Components needed: Arduino, DHT22 sensor, BMP280 sensor, 128×64 OLED display, breadboard, jumper wires.
11. Arduino-Controlled Robot Car
Build a simple two-wheel drive robot using DC motors, an L298N motor driver, and an HC-SR04 sensor for obstacle avoidance. Your code reads the sensor, decides whether to go forward, turn, or back up, and controls the motors accordingly. This project is where electronics and basic robotics concepts overlap, and it teaches you about motor driver ICs, PWM speed control, and autonomous decision logic.
Components needed: Arduino, L298N motor driver, two DC motors with wheels, HC-SR04 sensor, chassis, battery pack, breadboard or direct wiring.
12. Data Logger with SD Card
Use an SD card module to log sensor readings to a file that you can open on your computer later. Combine it with a real-time clock so each reading is timestamped, and you have a functional data logger. This teaches you SPI communication, file I/O in Arduino code, and how to structure data for later analysis.
Components needed: Arduino, SD card module, DS3231 RTC, any analog sensor, breadboard, jumper wires.
What to Learn Alongside Your Arduino Projects
Arduino skills transfer directly to other platforms.

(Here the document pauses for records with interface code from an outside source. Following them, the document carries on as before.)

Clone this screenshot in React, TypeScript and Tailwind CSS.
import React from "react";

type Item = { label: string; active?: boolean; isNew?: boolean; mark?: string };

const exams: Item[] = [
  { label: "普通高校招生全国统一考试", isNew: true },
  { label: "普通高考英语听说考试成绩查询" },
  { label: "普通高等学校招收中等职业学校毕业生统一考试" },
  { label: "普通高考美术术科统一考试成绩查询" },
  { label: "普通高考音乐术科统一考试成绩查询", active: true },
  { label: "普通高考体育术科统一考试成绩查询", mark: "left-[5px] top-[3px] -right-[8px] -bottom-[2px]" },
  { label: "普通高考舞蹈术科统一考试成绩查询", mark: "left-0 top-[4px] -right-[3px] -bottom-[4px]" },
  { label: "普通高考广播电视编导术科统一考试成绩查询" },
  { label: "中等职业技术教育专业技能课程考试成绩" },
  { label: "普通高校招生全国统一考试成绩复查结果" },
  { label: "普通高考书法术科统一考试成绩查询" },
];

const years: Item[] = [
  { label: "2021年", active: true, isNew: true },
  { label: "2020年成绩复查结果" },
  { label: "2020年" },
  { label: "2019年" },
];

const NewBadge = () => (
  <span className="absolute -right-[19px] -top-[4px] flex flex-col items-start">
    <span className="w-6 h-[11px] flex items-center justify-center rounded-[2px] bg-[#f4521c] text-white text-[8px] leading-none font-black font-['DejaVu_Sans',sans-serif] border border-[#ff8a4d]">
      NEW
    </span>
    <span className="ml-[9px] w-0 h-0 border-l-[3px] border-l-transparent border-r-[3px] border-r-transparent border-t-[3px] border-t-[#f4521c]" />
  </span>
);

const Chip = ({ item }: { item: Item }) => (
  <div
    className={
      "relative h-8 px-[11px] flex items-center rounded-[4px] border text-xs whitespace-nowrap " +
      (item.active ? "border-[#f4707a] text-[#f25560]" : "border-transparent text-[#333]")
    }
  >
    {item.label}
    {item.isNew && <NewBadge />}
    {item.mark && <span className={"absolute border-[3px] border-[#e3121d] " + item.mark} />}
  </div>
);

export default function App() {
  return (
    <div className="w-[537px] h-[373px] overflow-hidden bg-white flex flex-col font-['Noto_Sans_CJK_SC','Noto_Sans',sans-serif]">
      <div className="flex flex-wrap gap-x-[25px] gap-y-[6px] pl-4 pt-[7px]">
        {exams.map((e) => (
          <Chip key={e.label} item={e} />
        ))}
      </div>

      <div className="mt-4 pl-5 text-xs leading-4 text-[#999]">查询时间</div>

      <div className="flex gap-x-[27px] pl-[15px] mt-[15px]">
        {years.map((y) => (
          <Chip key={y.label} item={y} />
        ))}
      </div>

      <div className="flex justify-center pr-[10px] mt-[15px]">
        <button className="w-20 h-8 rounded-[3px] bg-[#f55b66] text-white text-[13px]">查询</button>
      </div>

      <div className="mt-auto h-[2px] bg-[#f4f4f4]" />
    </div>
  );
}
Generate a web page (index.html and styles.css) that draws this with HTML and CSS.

Once you understand how to wire sensors, write control logic, and read component datasheets, you will find that moving to raspberry pi projects or exploring PIC microcontrollers is far less intimidating than it looks.
Spend time learning how to use a breadboard well. It speeds up every prototyping session and reduces wiring errors significantly. When you are ready to make a project permanent, learning how to solder electronics is the logical next step. A soldered circuit is more reliable, more compact, and ready to live outside the breadboard.
The embedded systems projects here on the site are designed to build on each other. Start with the beginner list, and by the time you finish the advanced projects, you will have the skills and the confidence to design your own builds from scratch.